Your answer should be one number: how many lines of the records hold the string "index".

§ Exercise input:
-- Start --

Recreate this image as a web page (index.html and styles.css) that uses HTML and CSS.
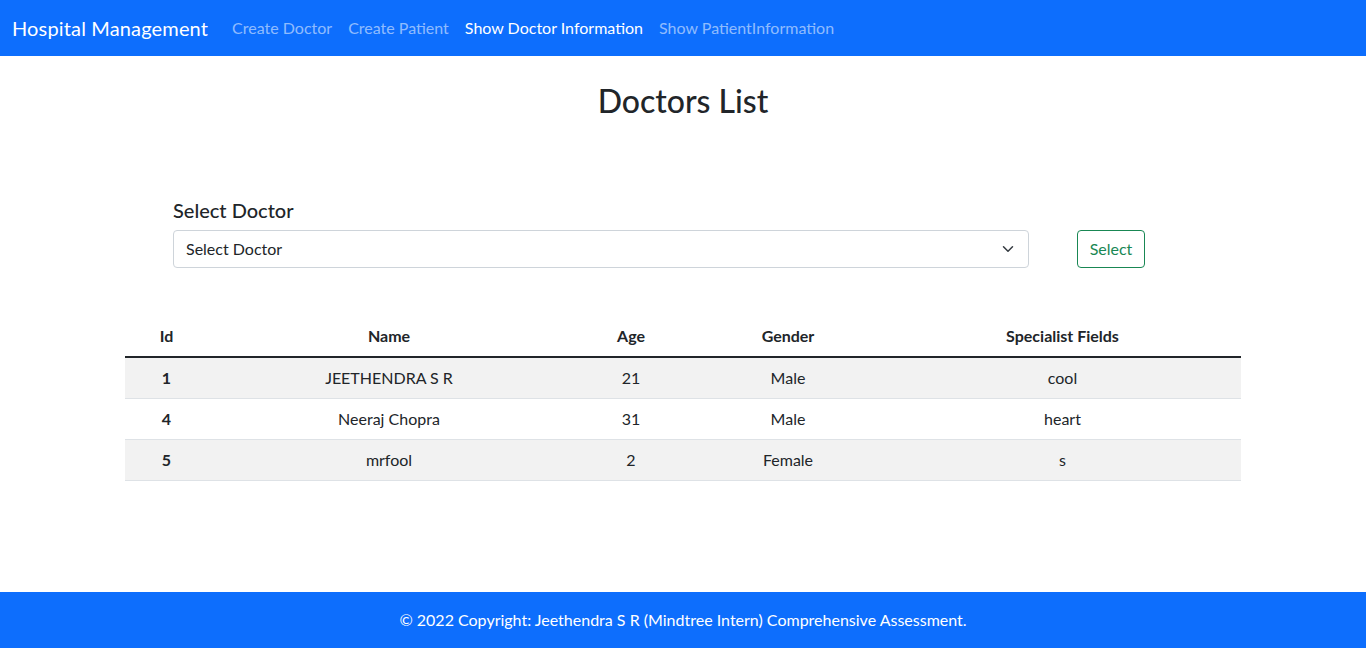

-- End --
-- Start --

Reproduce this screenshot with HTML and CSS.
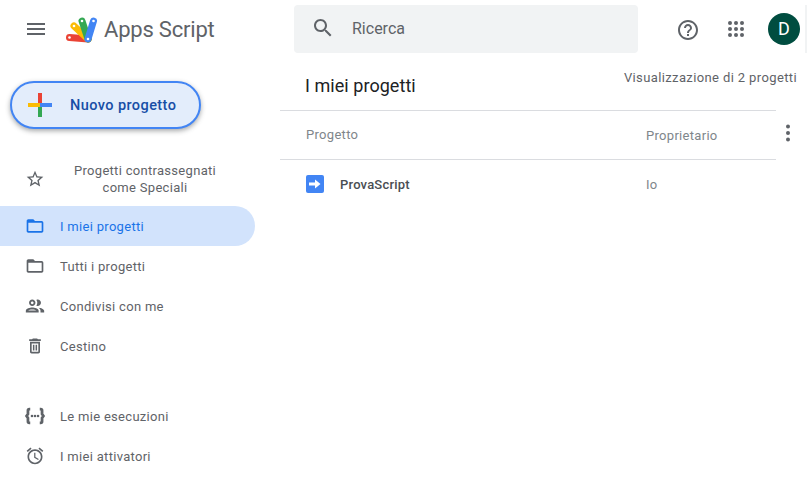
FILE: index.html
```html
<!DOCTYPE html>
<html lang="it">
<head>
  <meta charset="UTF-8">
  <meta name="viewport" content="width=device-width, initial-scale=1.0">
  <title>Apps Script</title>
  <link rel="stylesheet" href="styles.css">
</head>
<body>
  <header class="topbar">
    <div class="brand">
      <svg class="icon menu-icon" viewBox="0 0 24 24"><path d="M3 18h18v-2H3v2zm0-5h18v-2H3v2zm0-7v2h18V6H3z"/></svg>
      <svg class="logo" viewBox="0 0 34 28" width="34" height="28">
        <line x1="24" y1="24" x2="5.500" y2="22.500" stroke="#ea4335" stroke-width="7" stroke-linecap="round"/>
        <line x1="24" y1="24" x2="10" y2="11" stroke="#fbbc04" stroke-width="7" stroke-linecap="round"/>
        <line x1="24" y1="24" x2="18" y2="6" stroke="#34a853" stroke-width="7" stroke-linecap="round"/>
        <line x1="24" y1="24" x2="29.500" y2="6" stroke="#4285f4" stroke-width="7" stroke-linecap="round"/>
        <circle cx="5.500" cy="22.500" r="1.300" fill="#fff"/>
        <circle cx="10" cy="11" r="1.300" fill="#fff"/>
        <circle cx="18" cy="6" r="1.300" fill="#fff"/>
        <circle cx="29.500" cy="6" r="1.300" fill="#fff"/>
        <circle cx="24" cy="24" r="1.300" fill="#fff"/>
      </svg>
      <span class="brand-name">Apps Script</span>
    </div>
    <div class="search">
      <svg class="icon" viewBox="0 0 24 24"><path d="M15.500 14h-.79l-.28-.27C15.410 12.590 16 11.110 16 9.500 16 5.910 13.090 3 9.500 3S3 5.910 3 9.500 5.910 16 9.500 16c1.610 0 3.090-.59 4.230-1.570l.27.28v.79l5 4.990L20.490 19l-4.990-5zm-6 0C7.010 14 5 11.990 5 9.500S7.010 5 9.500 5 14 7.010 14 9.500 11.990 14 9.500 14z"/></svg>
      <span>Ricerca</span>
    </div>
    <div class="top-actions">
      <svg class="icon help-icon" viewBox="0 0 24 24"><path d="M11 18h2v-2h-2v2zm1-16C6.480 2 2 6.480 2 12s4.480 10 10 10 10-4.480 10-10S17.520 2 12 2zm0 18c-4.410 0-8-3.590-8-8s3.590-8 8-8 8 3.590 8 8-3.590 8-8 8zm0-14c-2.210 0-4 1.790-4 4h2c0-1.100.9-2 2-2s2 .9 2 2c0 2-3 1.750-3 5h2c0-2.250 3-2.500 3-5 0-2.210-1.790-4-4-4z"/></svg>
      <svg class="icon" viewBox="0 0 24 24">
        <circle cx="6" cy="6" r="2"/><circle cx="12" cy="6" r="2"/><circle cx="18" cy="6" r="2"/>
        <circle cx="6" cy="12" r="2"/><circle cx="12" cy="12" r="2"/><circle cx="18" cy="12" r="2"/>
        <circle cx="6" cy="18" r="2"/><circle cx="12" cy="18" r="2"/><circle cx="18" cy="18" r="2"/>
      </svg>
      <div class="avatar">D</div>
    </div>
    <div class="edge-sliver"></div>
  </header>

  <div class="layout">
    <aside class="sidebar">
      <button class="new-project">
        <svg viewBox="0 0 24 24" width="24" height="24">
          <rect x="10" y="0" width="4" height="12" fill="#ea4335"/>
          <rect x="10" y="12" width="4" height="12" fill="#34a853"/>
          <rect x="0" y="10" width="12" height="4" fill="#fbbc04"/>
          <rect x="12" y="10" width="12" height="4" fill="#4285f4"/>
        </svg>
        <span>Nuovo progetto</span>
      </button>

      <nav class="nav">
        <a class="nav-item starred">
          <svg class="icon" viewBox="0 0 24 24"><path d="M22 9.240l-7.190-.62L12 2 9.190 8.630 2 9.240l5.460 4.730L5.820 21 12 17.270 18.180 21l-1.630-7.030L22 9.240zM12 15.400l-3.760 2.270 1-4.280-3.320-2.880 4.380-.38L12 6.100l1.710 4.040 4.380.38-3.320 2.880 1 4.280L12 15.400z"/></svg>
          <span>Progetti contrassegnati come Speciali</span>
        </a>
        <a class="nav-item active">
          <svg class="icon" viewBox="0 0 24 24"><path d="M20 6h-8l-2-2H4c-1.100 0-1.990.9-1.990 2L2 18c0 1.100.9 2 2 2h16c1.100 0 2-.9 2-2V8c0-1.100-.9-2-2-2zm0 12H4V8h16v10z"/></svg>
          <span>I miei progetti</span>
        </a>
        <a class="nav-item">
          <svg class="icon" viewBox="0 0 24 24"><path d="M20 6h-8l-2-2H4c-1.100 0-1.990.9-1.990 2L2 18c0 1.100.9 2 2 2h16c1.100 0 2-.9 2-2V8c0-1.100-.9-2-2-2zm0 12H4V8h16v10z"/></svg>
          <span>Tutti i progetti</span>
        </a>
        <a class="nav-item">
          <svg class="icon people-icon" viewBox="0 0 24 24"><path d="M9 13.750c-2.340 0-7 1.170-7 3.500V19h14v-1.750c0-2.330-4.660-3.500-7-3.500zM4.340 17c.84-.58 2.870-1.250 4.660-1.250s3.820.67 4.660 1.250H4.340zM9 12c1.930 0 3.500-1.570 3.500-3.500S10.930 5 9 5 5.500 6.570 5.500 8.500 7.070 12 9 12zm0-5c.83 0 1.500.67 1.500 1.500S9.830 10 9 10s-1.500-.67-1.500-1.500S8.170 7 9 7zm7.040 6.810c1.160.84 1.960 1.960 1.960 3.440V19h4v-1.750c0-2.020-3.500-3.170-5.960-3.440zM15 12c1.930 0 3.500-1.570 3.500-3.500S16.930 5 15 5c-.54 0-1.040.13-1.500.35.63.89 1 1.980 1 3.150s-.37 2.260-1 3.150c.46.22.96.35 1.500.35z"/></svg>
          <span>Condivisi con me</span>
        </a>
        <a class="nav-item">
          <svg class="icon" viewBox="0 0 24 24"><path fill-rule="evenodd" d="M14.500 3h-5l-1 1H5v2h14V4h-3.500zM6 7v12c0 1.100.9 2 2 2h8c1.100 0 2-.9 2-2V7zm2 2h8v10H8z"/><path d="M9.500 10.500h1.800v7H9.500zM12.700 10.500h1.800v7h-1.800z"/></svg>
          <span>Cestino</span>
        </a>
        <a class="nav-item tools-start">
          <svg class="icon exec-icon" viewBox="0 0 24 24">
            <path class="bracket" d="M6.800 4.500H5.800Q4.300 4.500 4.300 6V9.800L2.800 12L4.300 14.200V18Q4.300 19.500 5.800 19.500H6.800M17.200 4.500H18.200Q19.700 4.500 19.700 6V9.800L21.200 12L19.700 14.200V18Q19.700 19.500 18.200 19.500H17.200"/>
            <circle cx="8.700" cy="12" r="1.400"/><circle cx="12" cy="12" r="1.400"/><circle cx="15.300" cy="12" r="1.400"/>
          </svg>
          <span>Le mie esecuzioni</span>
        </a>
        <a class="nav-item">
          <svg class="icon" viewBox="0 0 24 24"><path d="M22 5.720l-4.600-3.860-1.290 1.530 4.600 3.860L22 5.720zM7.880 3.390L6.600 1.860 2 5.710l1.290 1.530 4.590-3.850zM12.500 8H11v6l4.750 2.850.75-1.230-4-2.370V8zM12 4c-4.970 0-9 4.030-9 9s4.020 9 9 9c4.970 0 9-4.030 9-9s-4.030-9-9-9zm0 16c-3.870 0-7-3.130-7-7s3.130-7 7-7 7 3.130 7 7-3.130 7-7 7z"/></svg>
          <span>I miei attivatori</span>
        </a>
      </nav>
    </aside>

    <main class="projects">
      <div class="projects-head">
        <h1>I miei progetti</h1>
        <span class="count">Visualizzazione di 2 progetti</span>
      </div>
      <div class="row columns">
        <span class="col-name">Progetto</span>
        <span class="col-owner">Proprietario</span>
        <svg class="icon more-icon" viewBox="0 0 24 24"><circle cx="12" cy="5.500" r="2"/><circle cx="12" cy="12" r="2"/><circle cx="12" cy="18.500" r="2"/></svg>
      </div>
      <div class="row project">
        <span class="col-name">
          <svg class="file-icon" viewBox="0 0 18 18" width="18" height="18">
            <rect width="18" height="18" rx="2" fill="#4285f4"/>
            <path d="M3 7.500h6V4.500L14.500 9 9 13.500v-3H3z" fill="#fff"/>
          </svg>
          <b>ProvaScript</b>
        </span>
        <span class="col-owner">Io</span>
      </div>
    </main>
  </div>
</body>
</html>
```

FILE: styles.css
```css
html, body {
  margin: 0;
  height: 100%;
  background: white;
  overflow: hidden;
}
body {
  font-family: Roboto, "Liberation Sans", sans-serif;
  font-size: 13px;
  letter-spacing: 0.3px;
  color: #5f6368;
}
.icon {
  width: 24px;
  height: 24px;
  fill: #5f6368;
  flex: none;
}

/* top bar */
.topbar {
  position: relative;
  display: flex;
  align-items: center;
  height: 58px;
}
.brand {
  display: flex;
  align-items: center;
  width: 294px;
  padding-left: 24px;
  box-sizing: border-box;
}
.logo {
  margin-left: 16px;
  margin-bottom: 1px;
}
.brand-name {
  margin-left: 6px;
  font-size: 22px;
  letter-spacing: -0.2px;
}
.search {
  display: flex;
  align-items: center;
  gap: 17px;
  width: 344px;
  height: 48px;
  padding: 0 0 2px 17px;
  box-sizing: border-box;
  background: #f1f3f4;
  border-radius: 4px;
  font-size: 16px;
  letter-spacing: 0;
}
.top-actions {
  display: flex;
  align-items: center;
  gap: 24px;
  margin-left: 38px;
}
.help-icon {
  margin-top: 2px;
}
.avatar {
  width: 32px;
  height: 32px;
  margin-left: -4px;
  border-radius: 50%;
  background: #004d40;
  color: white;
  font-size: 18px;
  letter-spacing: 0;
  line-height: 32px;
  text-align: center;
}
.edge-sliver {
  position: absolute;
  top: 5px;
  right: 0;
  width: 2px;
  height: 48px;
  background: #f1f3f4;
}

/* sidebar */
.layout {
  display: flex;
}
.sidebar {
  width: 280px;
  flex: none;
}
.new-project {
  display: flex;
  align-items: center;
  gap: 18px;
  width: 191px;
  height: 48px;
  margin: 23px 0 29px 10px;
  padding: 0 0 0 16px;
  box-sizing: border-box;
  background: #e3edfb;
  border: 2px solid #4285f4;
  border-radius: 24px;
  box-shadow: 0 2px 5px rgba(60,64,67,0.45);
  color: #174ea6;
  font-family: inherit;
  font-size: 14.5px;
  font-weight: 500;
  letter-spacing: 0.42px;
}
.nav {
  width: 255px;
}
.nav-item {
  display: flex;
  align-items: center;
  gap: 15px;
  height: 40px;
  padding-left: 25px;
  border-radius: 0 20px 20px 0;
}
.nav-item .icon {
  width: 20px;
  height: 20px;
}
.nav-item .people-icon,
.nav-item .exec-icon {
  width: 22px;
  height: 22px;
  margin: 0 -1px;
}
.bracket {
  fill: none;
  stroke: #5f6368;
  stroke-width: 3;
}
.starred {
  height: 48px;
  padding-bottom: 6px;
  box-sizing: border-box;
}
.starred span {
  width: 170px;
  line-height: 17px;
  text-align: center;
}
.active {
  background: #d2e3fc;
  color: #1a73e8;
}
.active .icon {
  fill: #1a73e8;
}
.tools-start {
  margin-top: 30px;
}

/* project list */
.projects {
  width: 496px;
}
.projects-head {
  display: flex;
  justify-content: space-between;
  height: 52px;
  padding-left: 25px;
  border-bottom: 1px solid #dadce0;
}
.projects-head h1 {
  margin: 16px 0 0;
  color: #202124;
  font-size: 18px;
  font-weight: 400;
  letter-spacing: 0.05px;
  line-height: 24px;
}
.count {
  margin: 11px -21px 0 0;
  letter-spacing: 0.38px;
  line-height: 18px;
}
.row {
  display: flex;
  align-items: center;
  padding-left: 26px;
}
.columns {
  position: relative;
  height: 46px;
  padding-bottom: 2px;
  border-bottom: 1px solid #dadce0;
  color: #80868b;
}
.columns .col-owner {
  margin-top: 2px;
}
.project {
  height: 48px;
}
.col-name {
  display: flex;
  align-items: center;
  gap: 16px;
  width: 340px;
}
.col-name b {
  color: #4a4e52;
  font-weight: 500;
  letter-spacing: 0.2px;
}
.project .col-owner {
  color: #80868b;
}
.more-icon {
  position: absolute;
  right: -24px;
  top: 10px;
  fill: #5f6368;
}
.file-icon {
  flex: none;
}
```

-- End --

§ Final result: 2